Influence of network heterogeneity on the nanoscale mechanical properties of epoxy resins

The presence of structural heterogeneities in glassy epoxy networks can strongly affect the adhesiveness and mechanical properties of epoxy-based materials. Recent studies have demonstrated that the size and architecture of structural heterogeneities can be monitored during the curing process, thus providing an effective way to control multiple physical properties of epoxy resins. However, because the size of heterogeneities is believed to be at the nanoscale, obtaining insights into the direct correlation between the local behavior of heterogeneities and the preparation conditions remains challenging.

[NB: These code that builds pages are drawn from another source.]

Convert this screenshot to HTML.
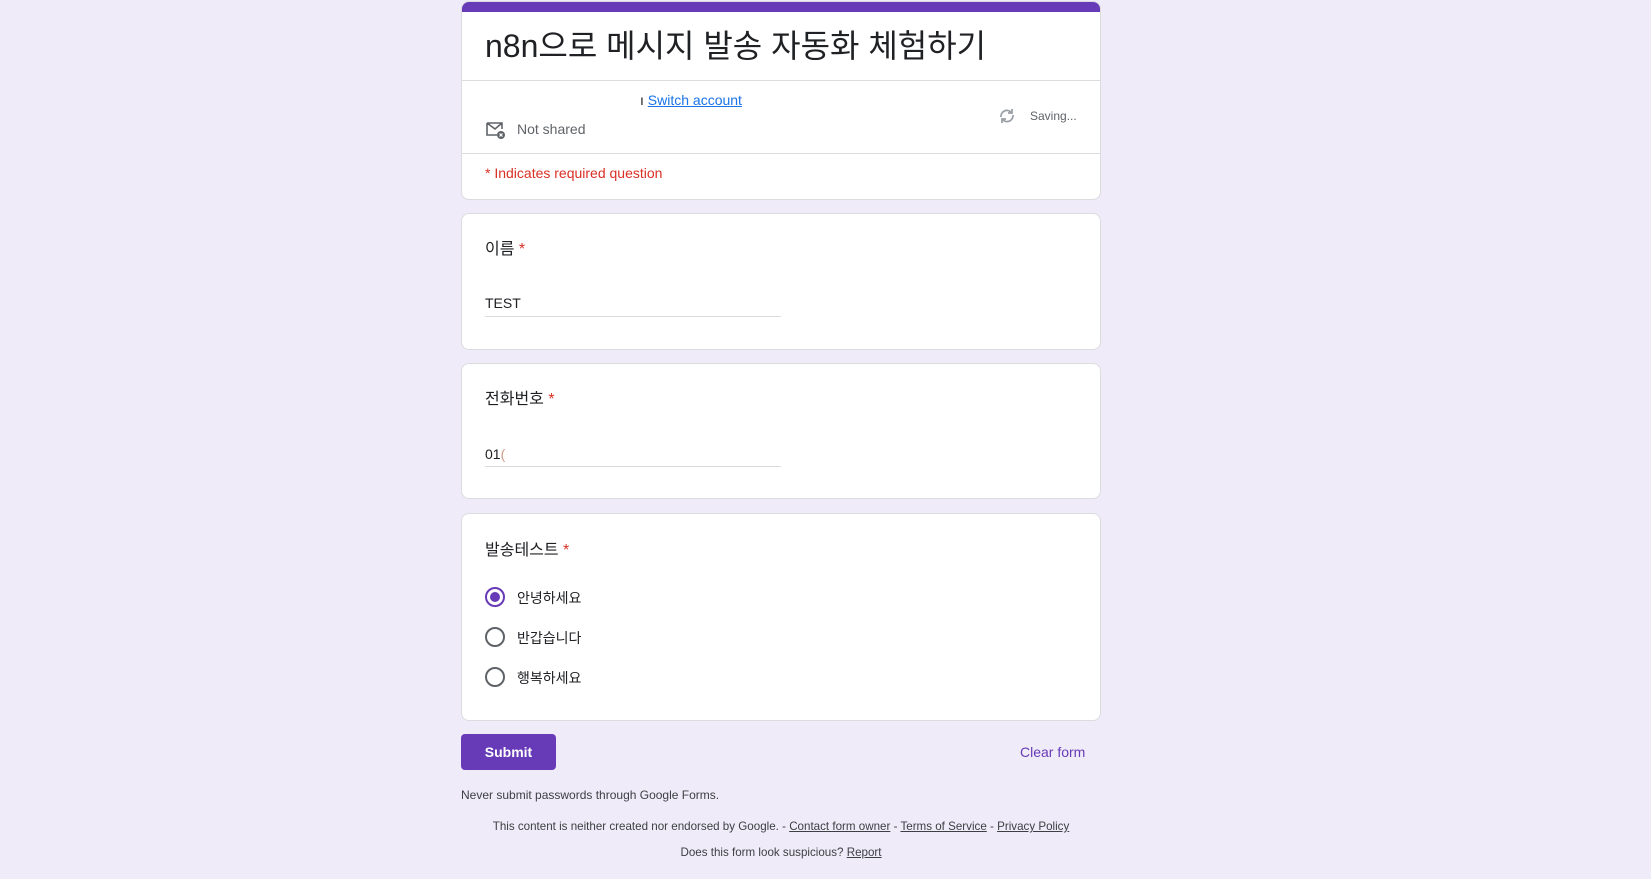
<!DOCTYPE html>
<html><head><meta charset="utf-8"><style>
*{box-sizing:border-box;margin:0;padding:0}
body{width:1651px;height:879px;background:#f0ebf8;font-family:"Liberation Sans","Noto Sans CJK KR",sans-serif;color:#202124;position:relative;overflow:hidden}
.card{position:absolute;left:461px;width:640px;background:#fff;border:1px solid #dadce0;border-radius:8px}
.abs{position:absolute;white-space:nowrap}
.q{font-size:16px;left:23px}
.q .r{color:#d93025}
.line{position:absolute;left:23px;width:296px;border-bottom:1px solid #dadce0}
.radio{position:absolute;left:23px;width:20px;height:20px;border:2px solid #5f6368;border-radius:50%}
.radio.on{border-color:#673ab7}
.radio.on:after{content:"";position:absolute;left:3px;top:3px;width:10px;height:10px;border-radius:50%;background:#673ab7}
.rl{left:55px;font-size:14px}
.u{text-decoration:underline}
</style></head><body>
<div class="card" style="top:1px;height:199px;overflow:hidden">
  <div style="position:absolute;left:0;top:0;right:0;height:10px;background:#673ab7"></div>
  <div class="abs" style="left:23px;top:24px;font-size:32px;line-height:40px">n8n으로 메시지 발송 자동화 체험하기</div>
  <div style="position:absolute;left:0;right:0;top:78px;border-top:1px solid #dadce0"></div>
  <div class="abs" style="left:178px;top:90px;font-size:14px;color:#202124">ı <span style="color:#1a73e8" class="u">Switch account</span></div>
  <svg class="abs" style="left:23px;top:118px" width="22" height="20" viewBox="0 0 22 20"><path d="M2 3h15v6M2 3v12h10M2 3l8 6 7-6" fill="none" stroke="#5f6368" stroke-width="1.6"/><circle cx="16" cy="15" r="4" fill="#5f6368"/><path d="M14.5 13.5l3 3M17.5 13.5l-3 3" stroke="#fff" stroke-width="1.2"/></svg>
  <div class="abs" style="left:55px;top:119px;font-size:14px;color:#5f6368">Not shared</div>
  <svg class="abs" style="left:535px;top:104px" width="20" height="20" viewBox="0 0 20 20"><path d="M4 11a6 6 0 0 1 10-5l1 1M16 9a6 6 0 0 1-10 5l-1-1" fill="none" stroke="#9aa0a6" stroke-width="1.8"/><path d="M15 3v4h-4M5 17v-4h4" fill="none" stroke="#9aa0a6" stroke-width="1.8"/></svg>
  <div class="abs" style="left:568px;top:107px;font-size:12px;color:#5f6368">Saving...</div>
  <div style="position:absolute;left:0;right:0;top:151px;border-top:1px solid #dadce0"></div>
  <div class="abs" style="left:23px;top:163px;font-size:14px;color:#d93025">* Indicates required question</div>
</div>
<div class="card" style="top:213px;height:137px">
  <div class="abs q" style="top:21px">이름 <span class="r">*</span></div>
  <div class="abs" style="left:23px;top:81px;font-size:14px">TEST</div>
  <div class="line" style="top:102px"></div>
</div>
<div class="card" style="top:363px;height:136px">
  <div class="abs q" style="top:21px">전화번호 <span class="r">*</span></div>
  <div class="abs" style="left:23px;top:82px;font-size:14px">01<span style="color:#c98">(</span></div>
  <div class="line" style="top:102px"></div>
</div>
<div class="card" style="top:513px;height:208px">
  <div class="abs q" style="top:22px">발송테스트 <span class="r">*</span></div>
  <div class="radio on" style="top:73px"></div><div class="abs rl" style="top:74px">안녕하세요</div>
  <div class="radio" style="top:113px"></div><div class="abs rl" style="top:114px">반갑습니다</div>
  <div class="radio" style="top:153px"></div><div class="abs rl" style="top:154px">행복하세요</div>
</div>
<div class="abs" style="left:461px;top:734px;width:95px;height:36px;background:#673ab7;border-radius:4px;color:#fff;font-size:14px;font-weight:bold;text-align:center;line-height:36px">Submit</div>
<div class="abs" style="left:1020px;top:744px;font-size:14px;color:#673ab7">Clear form</div>
<div class="abs" style="left:461px;top:788px;font-size:12px;color:#3c4043">Never submit passwords through Google Forms.</div>
<div class="abs" style="left:461px;width:640px;text-align:center;top:820px;font-size:11.6px;color:#3c4043">This content is neither created nor endorsed by Google. - <span class="u">Contact form owner</span> - <span class="u">Terms of Service</span> - <span class="u">Privacy Policy</span></div>
<div class="abs" style="left:461px;width:640px;text-align:center;top:846px;font-size:11.6px;color:#3c4043">Does this form look suspicious? <span class="u">Report</span></div>
</body></html>
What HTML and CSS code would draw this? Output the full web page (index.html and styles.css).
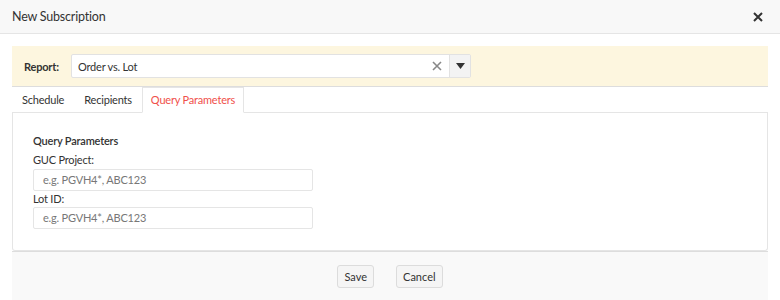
FILE: index.html
```html
<!DOCTYPE html>
<html>
<head>
<meta charset="utf-8">
<link rel="stylesheet" href="styles.css">
</head>
<body>
<div class="dialog">
  <div class="header">
    <span class="title">New Subscription</span>
    <span class="close">
      <svg width="10" height="10" viewBox="0 0 10 10"><path d="M1 1L9 9M9 1L1 9" stroke="#333" stroke-width="2"/></svg>
    </span>
  </div>
  <div class="body">
    <div class="report-bar">
      <span class="report-label">Report:</span>
      <div class="select">
        <span class="select-value">Order vs. Lot</span>
        <span class="clear">
          <svg width="10" height="10" viewBox="0 0 10 10"><path d="M1 1L9 9M9 1L1 9" stroke="#888" stroke-width="1.6"/></svg>
        </span>
        <span class="arrow">
          <svg width="9" height="6" viewBox="0 0 9 6"><path d="M0 0H9L4.5 6Z" fill="#333"/></svg>
        </span>
      </div>
    </div>
    <div class="tabs">
      <span class="tab">Schedule</span>
      <span class="tab">Recipients</span>
      <span class="tab active">Query Parameters</span>
    </div>
    <div class="panel">
      <div class="panel-title">Query Parameters</div>
      <label class="field-label">GUC Project:</label>
      <div class="input">e.g. PGVH4*, ABC123</div>
      <label class="field-label">Lot ID:</label>
      <div class="input">e.g. PGVH4*, ABC123</div>
    </div>
    <div class="footer">
      <button class="btn">Save</button>
      <button class="btn">Cancel</button>
    </div>
  </div>
</div>
</body>
</html>
```
FILE: styles.css
```css
* { box-sizing: border-box; }
html, body { margin: 0; padding: 0; background: #fff; }
body {
  font-family: "Lato", "Open Sans", sans-serif;
  font-size: 11px;
  letter-spacing: -0.2px;
  color: #333;
  width: 780px;
  height: 300px;
  overflow: hidden;
}
.header {
  height: 34px;
  background: #f8f8f8;
  border-bottom: 1px solid #e5e5e5;
  display: flex;
  align-items: center;
  justify-content: space-between;
  padding: 0 17px 0 12px;
}
.title { font-size: 12.5px; letter-spacing: -0.2px; color: #333; }
.close { display: flex; }
.body { padding: 12px 12px 0 12px; }
.report-bar {
  height: 41px;
  background: #fdf6df;
  border-bottom: 1px solid #ddd;
  display: flex;
  align-items: center;
  padding: 0 0 0 12px;
}
.report-label { font-weight: bold; width: 47px; color: #333; }
.select {
  width: 400px;
  height: 24px;
  background: #fff;
  border: 1px solid #e2e2e2;
  border-radius: 2px;
  display: flex;
  align-items: center;
}
.select-value { flex: 1; padding-left: 6px; }
.clear { display: flex; width: 17px; }
.arrow {
  width: 21px;
  height: 22px;
  background: #f3f3f3;
  border-left: 1px solid #e2e2e2;
  display: flex;
  align-items: center;
  justify-content: center;
}
.tabs {
  display: flex;
  height: 26px;
  border-bottom: 1px solid #e5e5e5;
  align-items: flex-end;
}
.tab {
  padding: 0 10px;
  height: 25px;
  line-height: 25px;
  color: #333;
}
.tab.active {
  color: #f0504a;
  background: #fff;
  border: 1px solid #e5e5e5;
  border-bottom: 1px solid #fff;
  height: 26px;
  line-height: 24px;
  margin-bottom: -1px;
  padding: 0 8px;
}
.panel {
  height: 138px;
  border: 1px solid #e5e5e5;
  border-top: none;
  border-radius: 0 0 3px 3px;
  padding: 20px 20px;
}
.panel-title { font-weight: 600; line-height: 15px; margin-bottom: 4px; }
.field-label { display: block; line-height: 15px; margin-bottom: 2px; }
.input + .field-label { margin-bottom: 1px; }
.input {
  width: 280px;
  height: 22px;
  border: 1px solid #e5e5e5;
  border-radius: 2px;
  color: #777;
  padding: 0 9px;
  line-height: 20px;
}
.footer {
  height: 50px;
  background: #f9f9f9;
  border-top: 1px solid #ddd;
  display: flex;
  justify-content: center;
  align-items: center;
  gap: 22px;
}
.btn {
  font: inherit;
  color: #333;
  background: #f5f5f5;
  border: 1px solid #dcdcdc;
  border-radius: 3px;
  height: 23px;
  padding: 0 6px;
}
```
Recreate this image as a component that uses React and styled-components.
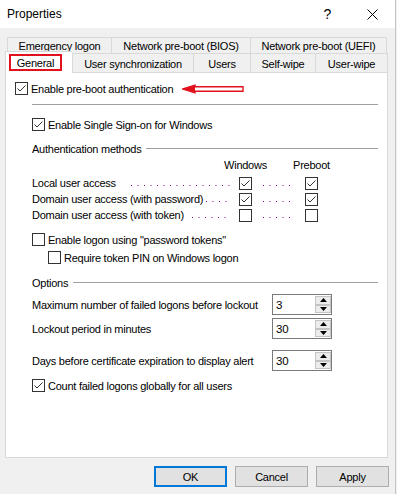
import React from 'react';
import styled, { createGlobalStyle } from 'styled-components';

const GlobalStyle = createGlobalStyle`
  html, body {
    margin: 0;
    padding: 0;
    background: #f0f0f0;
  }
  body {
    font-family: "Liberation Sans", Arial, sans-serif;
    font-size: 11px;
    letter-spacing: -0.25px;
    color: #000;
  }
`;

const Window = styled.div`
  width: 396px;
  height: 494px;
  box-sizing: border-box;
  border-right: 1px solid #c4c4c4;
  background: #f0f0f0;
  display: flex;
  flex-direction: column;
`;

const TitleBar = styled.div`
  height: 28px;
  background: #fff;
  display: flex;
  align-items: center;
  padding-left: 7px;
  font-size: 12px;
  letter-spacing: 0;
`;

const Title = styled.div`
  flex: 1;
`;

const TitleButton = styled.div`
  width: 45px;
  height: 28px;
  display: flex;
  align-items: center;
  justify-content: center;
  font-size: 14px;
`;

const TabStrip = styled.div`
  margin-top: 9px;
  display: flex;
  flex-direction: column;
`;

const TabRow = styled.div`
  display: flex;
  height: ${p => p.$h}px;
  padding-left: ${p => p.$indent}px;
`;

const Tab = styled.div`
  width: ${p => p.$w}px;
  box-sizing: border-box;
  border: 1px solid #d9d9d9;
  border-bottom: none;
  border-right: none;
  display: flex;
  justify-content: center;
  align-items: center;
  padding-top: ${p => p.$pad ?? 2}px;
  white-space: nowrap;
  &:last-child {
    border-right: 1px solid #d9d9d9;
  }
`;

const ActiveTab = styled(Tab)`
  position: relative;
  z-index: 1;
  background: #fff;
  margin-top: -2px;
  height: 22px;
  justify-content: flex-start;
  align-items: flex-start;
  padding: 2px 0 0 3px;
`;

const Marked = styled.span`
  width: 53px;
  height: 17px;
  box-sizing: border-box;
  border: 2px solid #e3111e;
  display: flex;
  align-items: center;
  justify-content: center;
`;

const Panel = styled.div`
  margin-left: 5px;
  width: 383px;
  height: 386px;
  box-sizing: border-box;
  border: 1px solid #d9d9d9;
  background: #fff;
  padding: 7px 0 0 9px;
`;

const Indent = styled.div`
  margin-left: 17px;
  margin-right: 9px;
`;

const Separator = styled.div`
  height: 1px;
  background: #a0a0a0;
  margin-top: 7px;
`;

const CheckRow = styled.div`
  display: flex;
  align-items: center;
  gap: 3px;
  height: 17px;
  margin-top: ${p => p.$top || 0}px;
  margin-left: ${p => p.$indent || 0}px;
  white-space: nowrap;
`;

const Box = styled.span`
  width: 13px;
  height: 13px;
  box-sizing: border-box;
  border: 1px solid #333;
  background: #fff;
  display: inline-flex;
  align-items: center;
  justify-content: center;
  flex: none;
`;

const Arrow = styled.svg`
  margin-left: 6px;
  flex: none;
`;

const GroupHeader = styled.div`
  display: flex;
  align-items: center;
  height: 16px;
  margin-top: ${p => p.$top}px;
`;

const GroupLine = styled.div`
  flex: 1;
  height: 1px;
  margin-left: 5px;
  margin-top: -1px;
  background: #a0a0a0;
`;

const MethodGrid = styled.div`
  display: grid;
  grid-template-columns: 207px 13px 53px 13px;
  align-items: center;
  height: 16px;
  margin-top: ${p => p.$top || 0}px;
  white-space: nowrap;
`;

const ColHead = styled.span`
  justify-self: center;
`;

const LabelCell = styled.div`
  display: flex;
  align-items: center;
`;

const Leader = styled.span`
  flex: 1;
  height: 1px;
  margin: 5px ${p => p.$right}px 0 ${p => p.$left}px;
  background-image: linear-gradient(to right, #800080 1px, transparent 1px);
  background-size: 6.5px 1px;
  background-repeat: repeat-x;
`;

const LeaderCell = styled.div`
  display: flex;
  align-items: center;
`;

const OptionRow = styled.div`
  display: grid;
  grid-template-columns: 240px 60px;
  align-items: center;
  height: 21px;
  margin-top: ${p => p.$top}px;
  white-space: nowrap;
`;

const SpinBox = styled.div`
  display: flex;
  width: 60px;
  height: 21px;
  box-sizing: border-box;
`;

const SpinField = styled.div`
  flex: 1;
  box-sizing: border-box;
  border: 1px solid #7a7a7a;
  border-right: none;
  display: flex;
  align-items: center;
  padding-left: 3px;
  font-size: 11.5px;
`;

const SpinButtons = styled.div`
  width: 17px;
  display: flex;
  flex-direction: column;
  box-sizing: border-box;
  border: 1px solid #7a7a7a;
  border-left: none;
  padding: 1px 0;
`;

const SpinButton = styled.div`
  flex: 1;
  box-sizing: border-box;
  border: 1px solid #c4c4c4;
  background: #ececec;
  display: flex;
  align-items: center;
  justify-content: center;
`;

const Footer = styled.div`
  margin-top: 8px;
  display: flex;
  justify-content: flex-end;
  gap: 8px;
  padding-right: 6px;
`;

const Button = styled.button`
  width: 73px;
  height: 21px;
  box-sizing: border-box;
  background: #e1e1e1;
  border: ${p => (p.$default ? '2px solid #0078d7' : '1px solid #adadad')};
  font-family: "Liberation Sans", Arial, sans-serif;
  font-size: 11px;
  letter-spacing: -0.25px;
  color: #000;
  padding: 0;
`;

function Check({ checked }) {
  return (
    <Box>
      {checked && (
        <svg width="11" height="11" viewBox="0 0 11 11">
          <polyline points="1.5,5.5 4,8 9.5,2.5" fill="none" stroke="#333" strokeWidth="1" />
        </svg>
      )}
    </Box>
  );
}

function Spin({ value }) {
  return (
    <SpinBox>
      <SpinField>{value}</SpinField>
      <SpinButtons>
        <SpinButton>
          <svg width="7" height="4" viewBox="0 0 7 4"><polygon points="3.5,0 7,4 0,4" fill="#000" /></svg>
        </SpinButton>
        <SpinButton>
          <svg width="7" height="4" viewBox="0 0 7 4"><polygon points="0,0 7,0 3.5,4" fill="#000" /></svg>
        </SpinButton>
      </SpinButtons>
    </SpinBox>
  );
}

const methods = [
  { label: 'Local user access', gap: 15, win: true, pre: true },
  { label: 'Domain user access (with password)', gap: 3, win: true, pre: true },
  { label: 'Domain user access (with token)', gap: 8, win: false, pre: false },
];

export default function App() {
  return (
    <>
      <GlobalStyle />
      <Window>
        <TitleBar>
          <Title>Properties</Title>
          <TitleButton>?</TitleButton>
          <TitleButton>
            <svg width="11" height="11" viewBox="0 0 11 11">
              <path d="M0.5 0.5 L10.5 10.5 M10.5 0.5 L0.5 10.5" stroke="#000" strokeWidth="1" />
            </svg>
          </TitleButton>
        </TitleBar>

        <TabStrip>
          <TabRow $h={16} $indent={7}>
            <Tab $w={104} $pad={0}>Emergency logon</Tab>
            <Tab $w={139} $pad={0}>Network pre-boot (BIOS)</Tab>
            <Tab $w={137} $pad={0}>Network pre-boot (UEFI)</Tab>
          </TabRow>
          <TabRow $h={19} $indent={5}>
            <ActiveTab $w={67}><Marked>General</Marked></ActiveTab>
            <Tab $w={121}>User synchronization</Tab>
            <Tab $w={57}>Users</Tab>
            <Tab $w={65}>Self-wipe</Tab>
            <Tab $w={73}>User-wipe</Tab>
          </TabRow>
        </TabStrip>

        <Panel>
          <CheckRow>
            <Check checked />
            <span>Enable pre-boot authentication</span>
            <Arrow width="62" height="10" viewBox="0 0 62 10">
              <polygon points="0.8,5 13,1.2 13,2.8 61,2.8 61,7.2 13,7.2 13,8.8" fill="#fff" stroke="#e3111e" strokeWidth="1.4" />
              <polygon points="0.8,5 13,1.2 13,8.8" fill="#e3111e" />
            </Arrow>
          </CheckRow>

          <Indent>
            <Separator />
            <CheckRow $top={11}>
              <Check checked />
              <span>Enable Single Sign-on for Windows</span>
            </CheckRow>

            <GroupHeader $top={8}>
              <span>Authentication methods</span>
              <GroupLine />
            </GroupHeader>

            <MethodGrid>
              <span />
              <ColHead>Windows</ColHead>
              <span />
              <ColHead>Preboot</ColHead>
            </MethodGrid>
            {methods.map((m, i) => (
              <MethodGrid key={m.label} $top={i === 0 ? 2 : 0}>
                <LabelCell>
                  <span>{m.label}</span>
                  <Leader $left={m.gap} $right={9} />
                </LabelCell>
                <Check checked={m.win} />
                <LeaderCell>
                  <Leader $left={11} $right={15} />
                </LeaderCell>
                <Check checked={m.pre} />
              </MethodGrid>
            ))}

            <CheckRow $top={8}>
              <Check />
              <span>Enable logon using "password tokens"</span>
            </CheckRow>
            <CheckRow $top={1} $indent={16}>
              <Check />
              <span>Require token PIN on Windows logon</span>
            </CheckRow>

            <GroupHeader $top={9}>
              <span>Options</span>
              <GroupLine />
            </GroupHeader>
            <OptionRow $top={3}>
              <span>Maximum number of failed logons before lockout</span>
              <Spin value="3" />
            </OptionRow>
            <OptionRow $top={3}>
              <span>Lockout period in minutes</span>
              <Spin value="30" />
            </OptionRow>
            <OptionRow $top={11}>
              <span>Days before certificate expiration to display alert</span>
              <Spin value="30" />
            </OptionRow>
            <CheckRow $top={6}>
              <Check checked />
              <span>Count failed logons globally for all users</span>
            </CheckRow>
          </Indent>
        </Panel>

        <Footer>
          <Button $default>OK</Button>
          <Button>Cancel</Button>
          <Button>Apply</Button>
        </Footer>
      </Window>
    </>
  );
}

Here, we combine two recently developed atomic force microscopy (AFM)-based methods, bimodal amplitude and frequency modulation and nanoscale dynamic mechanical analysis (nDMA), to directly visualize and quantify the nanoscale mechanical properties of epoxy resins obtained via different curing conditions. Our AFM maps clearly show a correlation between the curing conditions and the heterogeneous behavior of the resulting epoxy networks, which is in excellent agreement with those predicted from macroscopic measurements. Notably, our nDMA results revealed a relationship between network heterogeneity and the glass transition behavior of the epoxy resins. A combination of AFM-based AM-FM and nDMA methods evidences the effect of the curing temperature on the structural heterogeneities in epoxy networks: a lower pre-curing temperature provides a less heterogeneous network, which in turn can control the thermal and mechanical properties of resultant epoxy resins.